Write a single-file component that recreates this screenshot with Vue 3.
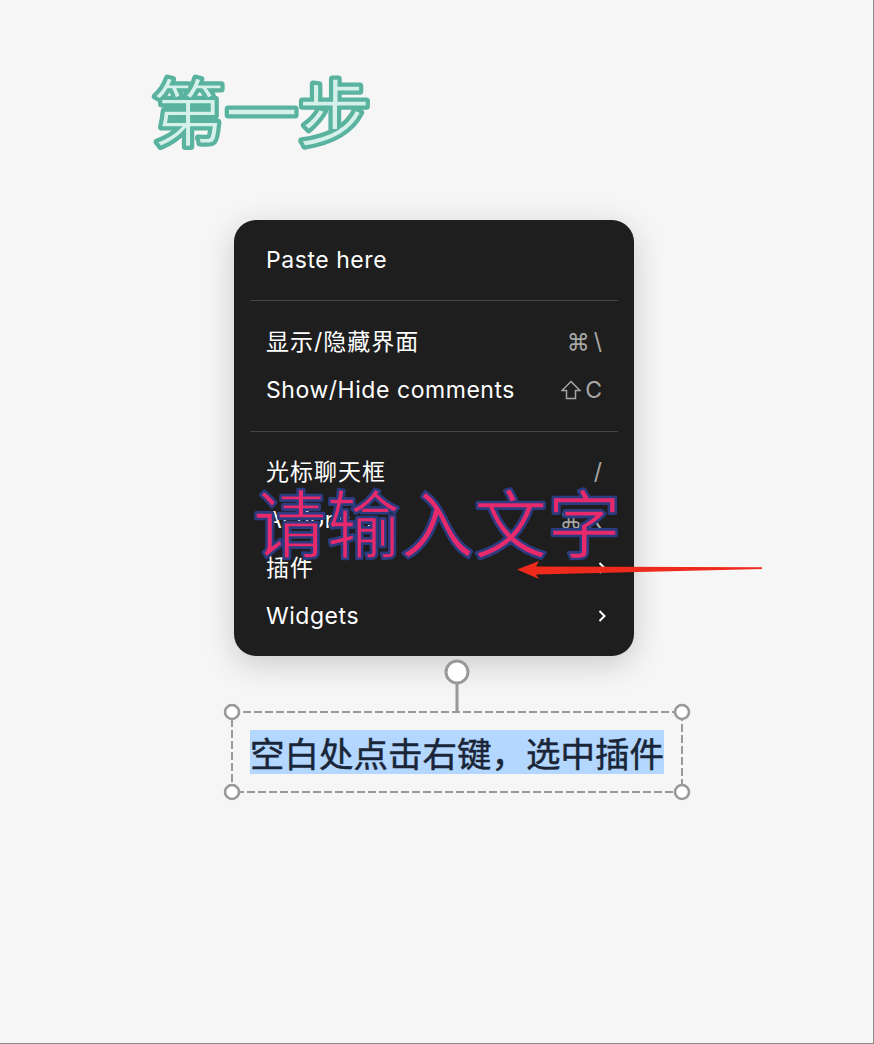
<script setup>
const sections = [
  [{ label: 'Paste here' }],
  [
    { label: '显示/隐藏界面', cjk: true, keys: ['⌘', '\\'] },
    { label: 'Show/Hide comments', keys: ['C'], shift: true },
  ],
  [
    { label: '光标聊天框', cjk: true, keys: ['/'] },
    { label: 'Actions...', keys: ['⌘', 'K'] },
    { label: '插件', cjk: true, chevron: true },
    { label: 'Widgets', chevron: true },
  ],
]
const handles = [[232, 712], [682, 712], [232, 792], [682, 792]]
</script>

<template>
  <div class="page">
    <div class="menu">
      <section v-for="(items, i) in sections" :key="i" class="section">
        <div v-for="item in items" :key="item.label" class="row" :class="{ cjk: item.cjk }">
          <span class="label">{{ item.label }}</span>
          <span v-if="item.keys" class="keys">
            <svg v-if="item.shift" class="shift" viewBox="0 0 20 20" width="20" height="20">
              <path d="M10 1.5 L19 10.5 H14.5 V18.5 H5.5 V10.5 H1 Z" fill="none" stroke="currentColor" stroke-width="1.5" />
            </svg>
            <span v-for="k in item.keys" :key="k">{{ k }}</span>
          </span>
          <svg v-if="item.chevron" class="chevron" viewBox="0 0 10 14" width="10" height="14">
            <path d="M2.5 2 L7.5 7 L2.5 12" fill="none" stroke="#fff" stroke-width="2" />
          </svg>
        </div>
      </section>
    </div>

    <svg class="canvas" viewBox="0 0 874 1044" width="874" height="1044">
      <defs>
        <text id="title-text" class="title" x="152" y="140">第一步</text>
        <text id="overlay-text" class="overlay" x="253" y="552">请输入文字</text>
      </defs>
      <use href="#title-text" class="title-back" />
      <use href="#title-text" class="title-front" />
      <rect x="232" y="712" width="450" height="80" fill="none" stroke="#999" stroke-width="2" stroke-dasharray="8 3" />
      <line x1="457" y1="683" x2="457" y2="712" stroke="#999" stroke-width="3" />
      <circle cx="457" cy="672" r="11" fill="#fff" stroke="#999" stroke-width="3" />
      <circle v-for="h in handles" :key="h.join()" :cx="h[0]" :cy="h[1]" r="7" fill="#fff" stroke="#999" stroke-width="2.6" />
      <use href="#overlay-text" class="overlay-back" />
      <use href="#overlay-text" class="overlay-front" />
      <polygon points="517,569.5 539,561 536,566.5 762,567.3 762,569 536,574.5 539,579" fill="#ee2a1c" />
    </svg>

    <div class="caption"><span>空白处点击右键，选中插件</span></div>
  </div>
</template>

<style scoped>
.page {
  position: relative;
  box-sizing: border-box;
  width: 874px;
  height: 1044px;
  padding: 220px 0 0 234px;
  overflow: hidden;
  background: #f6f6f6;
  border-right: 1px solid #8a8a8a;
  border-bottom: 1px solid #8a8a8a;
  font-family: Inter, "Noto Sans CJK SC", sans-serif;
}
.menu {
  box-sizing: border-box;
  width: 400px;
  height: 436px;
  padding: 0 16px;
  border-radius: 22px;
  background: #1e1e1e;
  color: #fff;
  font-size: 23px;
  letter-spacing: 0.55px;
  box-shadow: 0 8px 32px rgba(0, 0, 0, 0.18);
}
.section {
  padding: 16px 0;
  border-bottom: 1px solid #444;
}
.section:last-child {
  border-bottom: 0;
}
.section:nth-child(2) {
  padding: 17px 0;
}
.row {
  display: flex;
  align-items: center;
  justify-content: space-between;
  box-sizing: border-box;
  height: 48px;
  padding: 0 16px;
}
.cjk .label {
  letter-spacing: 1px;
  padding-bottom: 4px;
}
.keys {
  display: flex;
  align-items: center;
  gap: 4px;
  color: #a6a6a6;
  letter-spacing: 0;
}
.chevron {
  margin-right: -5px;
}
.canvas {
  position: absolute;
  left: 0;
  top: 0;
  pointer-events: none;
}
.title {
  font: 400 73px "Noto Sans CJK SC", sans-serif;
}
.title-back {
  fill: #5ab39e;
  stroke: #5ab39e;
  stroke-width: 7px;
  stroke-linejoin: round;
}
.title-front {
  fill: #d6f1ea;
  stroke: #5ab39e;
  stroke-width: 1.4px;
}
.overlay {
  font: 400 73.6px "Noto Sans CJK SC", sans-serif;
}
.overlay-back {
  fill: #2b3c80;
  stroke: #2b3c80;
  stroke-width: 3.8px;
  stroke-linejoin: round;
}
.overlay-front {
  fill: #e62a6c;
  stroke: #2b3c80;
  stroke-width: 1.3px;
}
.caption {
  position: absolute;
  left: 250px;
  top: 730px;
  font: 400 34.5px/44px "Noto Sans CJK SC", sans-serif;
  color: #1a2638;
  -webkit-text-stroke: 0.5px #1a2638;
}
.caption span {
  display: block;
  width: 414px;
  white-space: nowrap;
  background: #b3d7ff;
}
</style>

☆ ☆ ☆ ☆ ☆

● **GOAL**: Reproduce the whole listing exactly, but not the images in it.

● **EXERCISE OUTPUT**:
Write a single-file component that recreates this screenshot with Vue 3.
<script setup>
const sections = [
  [{ label: 'Paste here' }],
  [
    { label: '显示/隐藏界面', cjk: true, keys: ['⌘', '\\'] },
    { label: 'Show/Hide comments', keys: ['C'], shift: true },
  ],
  [
    { label: '光标聊天框', cjk: true, keys: ['/'] },
    { label: 'Actions...', keys: ['⌘', 'K'] },
    { label: '插件', cjk: true, chevron: true },
    { label: 'Widgets', chevron: true },
  ],
]
const handles = [[232, 712], [682, 712], [232, 792], [682, 792]]
</script>

<template>
  <div class="page">
    <div class="menu">
      <section v-for="(items, i) in sections" :key="i" class="section">
        <div v-for="item in items" :key="item.label" class="row" :class="{ cjk: item.cjk }">
          <span class="label">{{ item.label }}</span>
          <span v-if="item.keys" class="keys">
            <svg v-if="item.shift" class="shift" viewBox="0 0 20 20" width="20" height="20">
              <path d="M10 1.5 L19 10.5 H14.5 V18.5 H5.5 V10.5 H1 Z" fill="none" stroke="currentColor" stroke-width="1.5" />
            </svg>
            <span v-for="k in item.keys" :key="k">{{ k }}</span>
          </span>
          <svg v-if="item.chevron" class="chevron" viewBox="0 0 10 14" width="10" height="14">
            <path d="M2.5 2 L7.5 7 L2.5 12" fill="none" stroke="#fff" stroke-width="2" />
          </svg>
        </div>
      </section>
    </div>

    <svg class="canvas" viewBox="0 0 874 1044" width="874" height="1044">
      <defs>
        <text id="title-text" class="title" x="152" y="140">第一步</text>
        <text id="overlay-text" class="overlay" x="253" y="552">请输入文字</text>
      </defs>
      <use href="#title-text" class="title-back" />
      <use href="#title-text" class="title-front" />
      <rect x="232" y="712" width="450" height="80" fill="none" stroke="#999" stroke-width="2" stroke-dasharray="8 3" />
      <line x1="457" y1="683" x2="457" y2="712" stroke="#999" stroke-width="3" />
      <circle cx="457" cy="672" r="11" fill="#fff" stroke="#999" stroke-width="3" />
      <circle v-for="h in handles" :key="h.join()" :cx="h[0]" :cy="h[1]" r="7" fill="#fff" stroke="#999" stroke-width="2.6" />
      <use href="#overlay-text" class="overlay-back" />
      <use href="#overlay-text" class="overlay-front" />
      <polygon points="517,569.5 539,561 536,566.5 762,567.3 762,569 536,574.5 539,579" fill="#ee2a1c" />
    </svg>

    <div class="caption"><span>空白处点击右键，选中插件</span></div>
  </div>
</template>

<style scoped>
.page {
  position: relative;
  box-sizing: border-box;
  width: 874px;
  height: 1044px;
  padding: 220px 0 0 234px;
  overflow: hidden;
  background: #f6f6f6;
  border-right: 1px solid #8a8a8a;
  border-bottom: 1px solid #8a8a8a;
  font-family: Inter, "Noto Sans CJK SC", sans-serif;
}
.menu {
  box-sizing: border-box;
  width: 400px;
  height: 436px;
  padding: 0 16px;
  border-radius: 22px;
  background: #1e1e1e;
  color: #fff;
  font-size: 23px;
  letter-spacing: 0.55px;
  box-shadow: 0 8px 32px rgba(0, 0, 0, 0.18);
}
.section {
  padding: 16px 0;
  border-bottom: 1px solid #444;
}
.section:last-child {
  border-bottom: 0;
}
.section:nth-child(2) {
  padding: 17px 0;
}
.row {
  display: flex;
  align-items: center;
  justify-content: space-between;
  box-sizing: border-box;
  height: 48px;
  padding: 0 16px;
}
.cjk .label {
  letter-spacing: 1px;
  padding-bottom: 4px;
}
.keys {
  display: flex;
  align-items: center;
  gap: 4px;
  color: #a6a6a6;
  letter-spacing: 0;
}
.chevron {
  margin-right: -5px;
}
.canvas {
  position: absolute;
  left: 0;
  top: 0;
  pointer-events: none;
}
.title {
  font: 400 73px "Noto Sans CJK SC", sans-serif;
}
.title-back {
  fill: #5ab39e;
  stroke: #5ab39e;
  stroke-width: 7px;
  stroke-linejoin: round;
}
.title-front {
  fill: #d6f1ea;
  stroke: #5ab39e;
  stroke-width: 1.4px;
}
.overlay {
  font: 400 73.6px "Noto Sans CJK SC", sans-serif;
}
.overlay-back {
  fill: #2b3c80;
  stroke: #2b3c80;
  stroke-width: 3.8px;
  stroke-linejoin: round;
}
.overlay-front {
  fill: #e62a6c;
  stroke: #2b3c80;
  stroke-width: 1.3px;
}
.caption {
  position: absolute;
  left: 250px;
  top: 730px;
  font: 400 34.5px/44px "Noto Sans CJK SC", sans-serif;
  color: #1a2638;
  -webkit-text-stroke: 0.5px #1a2638;
}
.caption span {
  display: block;
  width: 414px;
  white-space: nowrap;
  background: #b3d7ff;
}
</style>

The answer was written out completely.